There’s parts of this show that are funny enough that I was howling with laughter. It’s not for the faint of heart, or people who dislike off-colour humour. Berg gleefully delves into the gross and obscene sometimes, and it probably contains more than you ever wanted to know about things like guys being paid to masturbate in front of other guys. It could also stand to be 10-15 minutes shorter, but aside from the jokes about Jamaican dudes with 14-inch dicks and stories of building his rep as “the funny stripper” and bringing his gentile stripper girlfriend home to meet the parents, there’s a level of introspection here that makes the show work.

TO Fringe Review: Brothers and Arms

Posted on by Brian in Everything, Fringe, Reviews, Theatre | 4 Comments

I mentioned this in my preview article for this show, and I compulsively feel like I have to bring it up, even though it’s probably not strictly necessary: the Fringe play Brothers and Arms is written and directed by a friend of mine. Depending on how you feel about things like bias and objectivity in your bloggers, this may be worth keeping in mind while I rave about his show and tell everyone to go and see it…

Brothers And Arms is split into two parallel storylines: in the first, William (Jason Martorino) returns home from World War II missing an arm to his manipulative girlfriend Rebecca (Sara VanBuskirk) and comic artist brother Jazzy (Brad Emes), and has difficulty wrapping his mind around it when things back home aren’t the way they were supposed to be. In the second, Wayne (Emes), an Iraq war vet with some PTSD issues, drops in on his brother Chance (Martorino), a comic book cover artist, and Chance’s girlfriend Kristen, who used to be Wayne’s fiance.

In the first half, the problems come largely from the girlfriend, who has dated both men and tries to seduce Jazzy before William arrives on the scene, and the lack of respect that both the others have for Jazzy and his “doodles,” as they call them. Tension ramps up pretty quickly after William arrives, then has his idealized world view torn apart. In the second, the problems come from Wayne’s mental illness, which causes him to see conspiracies and sedition in Chance’s anti-war comic book cover work. He thinks his brother may be part of a terrorist plot, and when he tries to remove Kristen from their home, things get ugly.

It’s a good plot, and empathy and recognition of how tough it is to be a soldier returning from war is certainly worth talking about. Martorino steals both scenes with his two characters, while Emes does a good job with Wayne’s mental unbalance, though he looked a bit stiff as Jazzy at times. VanBuskirk plays both her roles well, but I find that both female characters are a little underdeveloped here; Rebecca, from the first half, is flat-out unlikeable, and doesn’t seem to have a lot of redeeming qualities that would draw these two guys to her, while Kristen just seems like a victim in all this. I found the second half worked better for me than the first; the pace seemed quicker and the dialogue felt a little more natural.

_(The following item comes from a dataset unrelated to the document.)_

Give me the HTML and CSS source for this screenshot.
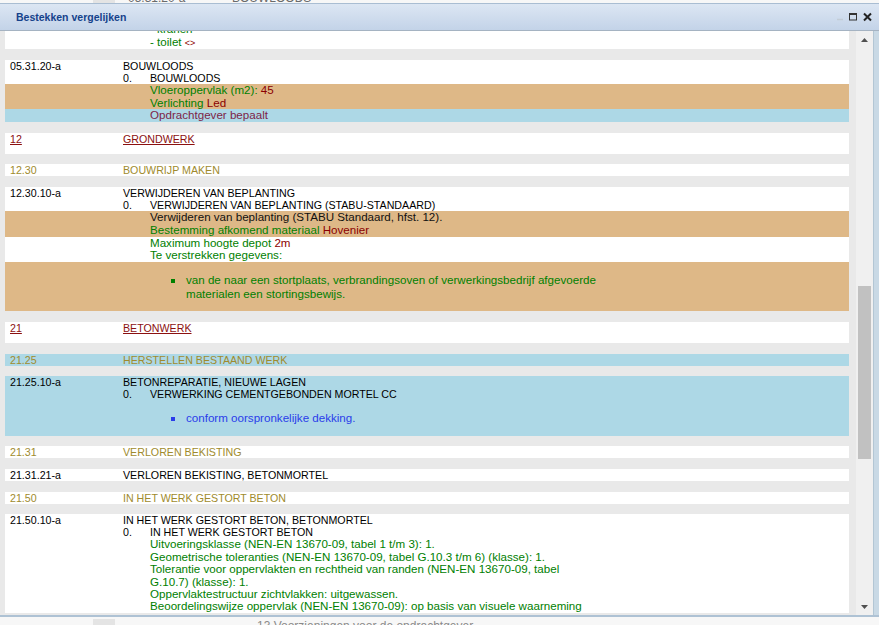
FILE: index.html
```html
<!DOCTYPE html>
<html lang="nl">
<head>
<meta charset="utf-8">
<title>Bestekken vergelijken</title>
<link rel="stylesheet" href="styles.css">
</head>
<body>
<div class="page">
  <div class="bgrow top"><span></span><span class="gcol"></span><span></span><span>05.31.20-a</span><span>BOUWLOODS</span></div>
  <div class="bgrow bottom"><span></span><span class="gcol"></span><span></span><span></span><span class="bgtext">13 Voorzieningen voor de opdrachtgever</span></div>
</div>

<div class="win">
  <div class="hd">
    <span class="title">Bestekken vergelijken</span>
    <svg class="tools" width="36" height="10" viewBox="0 0 36 10">
      <line x1="1" y1="7.5" x2="7" y2="7.5" stroke="#c3ccd6" stroke-width="1.5"/>
      <rect x="13.5" y="1.5" width="7" height="6.5" fill="none" stroke="#333" stroke-width="1"/>
      <line x1="13.5" y1="2" x2="20.5" y2="2" stroke="#333" stroke-width="2"/>
      <path d="M28 1.5 L35 8.5 M35 1.5 L28 8.5" stroke="#222" stroke-width="2"/>
    </svg>
  </div>
  <div class="bd">
    <div class="view">
      <div class="list">
        <div class="card">
          <div class="t g">- wastafel</div>
          <div class="t g">- kranen</div>
          <div class="t"><span class="g">- toilet</span> <span class="tag">&lt;&gt;</span></div>
        </div>

        <div class="card">
          <div class="l1"><span>05.31.20-a</span><span>BOUWLOODS</span></div>
          <div class="l2"><span>0.</span><span>BOUWLOODS</span></div>
          <div class="p tan"><span class="g">Vloeroppervlak (m2):</span> <span class="v">45</span></div>
          <div class="p tan"><span class="g">Verlichting</span> <span class="v">Led</span></div>
          <div class="p lb"><span class="pv">Opdrachtgever bepaalt</span></div>
        </div>

        <div class="card chap">
          <div class="l1"><span class="u">12</span><span class="u">GRONDWERK</span></div>
        </div>

        <div class="card par">
          <div class="l1"><span>12.30</span><span>BOUWRIJP MAKEN</span></div>
        </div>

        <div class="card">
          <div class="l1"><span>12.30.10-a</span><span>VERWIJDEREN VAN BEPLANTING</span></div>
          <div class="l2"><span>0.</span><span>VERWIJDEREN VAN BEPLANTING (STABU-STANDAARD)</span></div>
          <div class="p tan">Verwijderen van beplanting (STABU Standaard, hfst. 12).</div>
          <div class="p tan"><span class="g">Bestemming afkomend materiaal</span> <span class="v">Hovenier</span></div>
          <div class="p"><span class="g">Maximum hoogte depot</span> <span class="v">2m</span></div>
          <div class="p"><span class="g">Te verstrekken gegevens:</span></div>
          <div class="tan">
            <ul class="ul g">
              <li><span>van de naar een stortplaats, verbrandingsoven of verwerkingsbedrijf afgevoerde<br>materialen een stortingsbewijs.</span></li>
            </ul>
          </div>
        </div>

        <div class="card chap">
          <div class="l1"><span class="u">21</span><span class="u">BETONWERK</span></div>
        </div>

        <div class="card par blue">
          <div class="l1"><span>21.25</span><span>HERSTELLEN BESTAAND WERK</span></div>
        </div>

        <div class="card blue">
          <div class="l1"><span>21.25.10-a</span><span>BETONREPARATIE, NIEUWE LAGEN</span></div>
          <div class="l2"><span>0.</span><span>VERWERKING CEMENTGEBONDEN MORTEL CC</span></div>
          <ul class="ul bl">
            <li><span>conform oorspronkelijke dekking.</span></li>
          </ul>
        </div>

        <div class="card par">
          <div class="l1"><span>21.31</span><span>VERLOREN BEKISTING</span></div>
        </div>

        <div class="card">
          <div class="l1"><span>21.31.21-a</span><span>VERLOREN BEKISTING, BETONMORTEL</span></div>
        </div>

        <div class="card par">
          <div class="l1"><span>21.50</span><span>IN HET WERK GESTORT BETON</span></div>
        </div>

        <div class="card">
          <div class="l1"><span>21.50.10-a</span><span>IN HET WERK GESTORT BETON, BETONMORTEL</span></div>
          <div class="l2"><span>0.</span><span>IN HET WERK GESTORT BETON</span></div>
          <div class="t g">Uitvoeringsklasse (NEN-EN 13670-09, tabel 1 t/m 3): 1.</div>
          <div class="t g">Geometrische toleranties (NEN-EN 13670-09, tabel G.10.3 t/m 6) (klasse): 1.</div>
          <div class="t g">Tolerantie voor oppervlakten en rechtheid van randen (NEN-EN 13670-09, tabel<br>G.10.7) (klasse): 1.</div>
          <div class="t g">Oppervlaktestructuur zichtvlakken: uitgewassen.</div>
          <div class="t g">Beoordelingswijze oppervlak (NEN-EN 13670-09): op basis van visuele waarneming</div>
        </div>
      </div>
    </div>
    <div class="sb">
      <div class="sb-btn"><svg width="7" height="4" viewBox="0 0 7 4"><polygon points="0,4 7,4 3.5,0" fill="#505050"/></svg></div>
      <div class="sb-track"><div class="thumb"></div></div>
      <div class="sb-btn"><svg width="7" height="4" viewBox="0 0 7 4"><polygon points="0,0 7,0 3.5,4" fill="#505050"/></svg></div>
    </div>
    <div class="rf"></div>
  </div>
  <div class="ft"></div>
</div>
</body>
</html>
```

FILE: styles.css
```css
html, body {
  margin: 0;
  padding: 0;
}
body {
  width: 879px;
  height: 625px;
  overflow: hidden;
  position: relative;
  background: #f7f7f7;
  font-family: "Liberation Sans", Arial, sans-serif;
}

/* background page behind the window */
.page {
  height: 625px;
  display: flex;
  flex-direction: column;
  justify-content: space-between;
  overflow: hidden;
}
.bgrow {
  display: grid;
  grid-template-columns: 93px 22px 13px 104px 1fr;
  font-size: 12px;
  line-height: 14px;
  height: 14px;
  color: #6a6a6a;
  white-space: nowrap;
}
.bgrow.top { margin-top: -9px; }
.bgrow.bottom { margin-bottom: -8px; grid-template-columns: 93px 22px 13px 129px 1fr; }
.gcol { background: #e4e4e4; }
.bgtext { color: #8a8a8a; }

/* window */
.win {
  position: absolute;
  top: 3px;
  left: 0;
  width: 879px;
  height: 614px;
  box-sizing: border-box;
  border-top: 1px solid #a9bdd2;
  display: flex;
  flex-direction: column;
  background: #c8d9e6;
}
.hd {
  height: 26px;
  flex: none;
  border-bottom: 1px solid #a5b3c2;
  background: linear-gradient(#dce6f3, #c3d3e8);
  display: flex;
  align-items: center;
  padding-left: 16px;
}
.title {
  font-weight: bold;
  font-size: 10.5px;
  color: #15428b;
}
.tools {
  margin-left: auto;
  margin-right: 7px;
  display: block;
}
.bd {
  flex: 1;
  min-height: 0;
  display: flex;
}
.ft {
  height: 2px;
  flex: none;
  background: #aec2d4;
}

/* content */
.view {
  flex: 1;
  overflow: hidden;
  background: #e9e9e9;
  font-size: 8pt;
  color: #000;
}
.list {
  margin-top: -20px;
  padding: 0 7px 0 5px;
}
.card {
  background: #fff;
  margin-bottom: 1em;
}
.card.blue { background: #add8e6; }
.l1 {
  display: grid;
  grid-template-columns: 113px 1fr;
  padding-left: 5px;
}
.l2 {
  display: grid;
  grid-template-columns: 27px 1fr;
  padding-left: 118px;
}
.p {
  padding-left: 145px;
  font-size: 11.6px;
  line-height: 12.75px;
  color: #111;
}
.t {
  padding-left: 145px;
  font-size: 11.6px;
  line-height: 12.4px;
}
.tan { background: #deb887; }
.lb { background: #add8e6; }
.g { color: #008000; }
.v { color: #8b0000; }
.pv { color: #7e1f48; }
.tag { color: #8b0000; font-size: 9px; }

.chap { padding-bottom: 9px; }
.chap .l1 { color: #8b1010; }
.u { text-decoration: underline; }
.par .l1 { color: #a08b2d; }

.ul {
  margin: 0;
  padding: 10.667px 0 10.667px 166px;
  list-style: none;
  font-size: 11.6px;
  line-height: 14px;
}
.ul li {
  display: grid;
  grid-template-columns: 15px 1fr;
}
.ul li::before {
  content: "";
  width: 4px;
  height: 4px;
  margin-top: 6px;
  background: currentColor;
}
.bl { color: #2a3cea; }

/* scrollbar */
.sb {
  width: 17px;
  flex: none;
  background: #f0f0f0;
  display: flex;
  flex-direction: column;
}
.sb-btn {
  height: 17px;
  flex: none;
  display: flex;
  align-items: center;
  justify-content: center;
}
.sb-btn svg { display: block; }
.sb-track {
  flex: 1;
  padding-top: 238px;
}
.thumb {
  height: 173px;
  margin: 0 2px;
  background: #c1c1c1;
}
.rf {
  width: 6px;
  flex: none;
  box-sizing: border-box;
  border-left: 1px solid #b3c6d4;
  background: #c9d9e5;
}
```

That said, it’s a strong play where the tension builds towards a believable climax in both halves. Having a soft spot for comic books (just as I know writer/director Stephen Jackson does) there’s a few references in here that I enjoyed, and if you know a bit about the history of comics as propaganda pieces the contrast between the relentlessly anti-fascist, pro-America and unrealistic comics of the 40’s and the left-leaning, anti-George W. Bush comics that were frequently made last decade is interesting. It’s a play worth seeing, even if you don’t know the playwright. If you do get a chance to know the playwright though, you should. He’s a nice guy.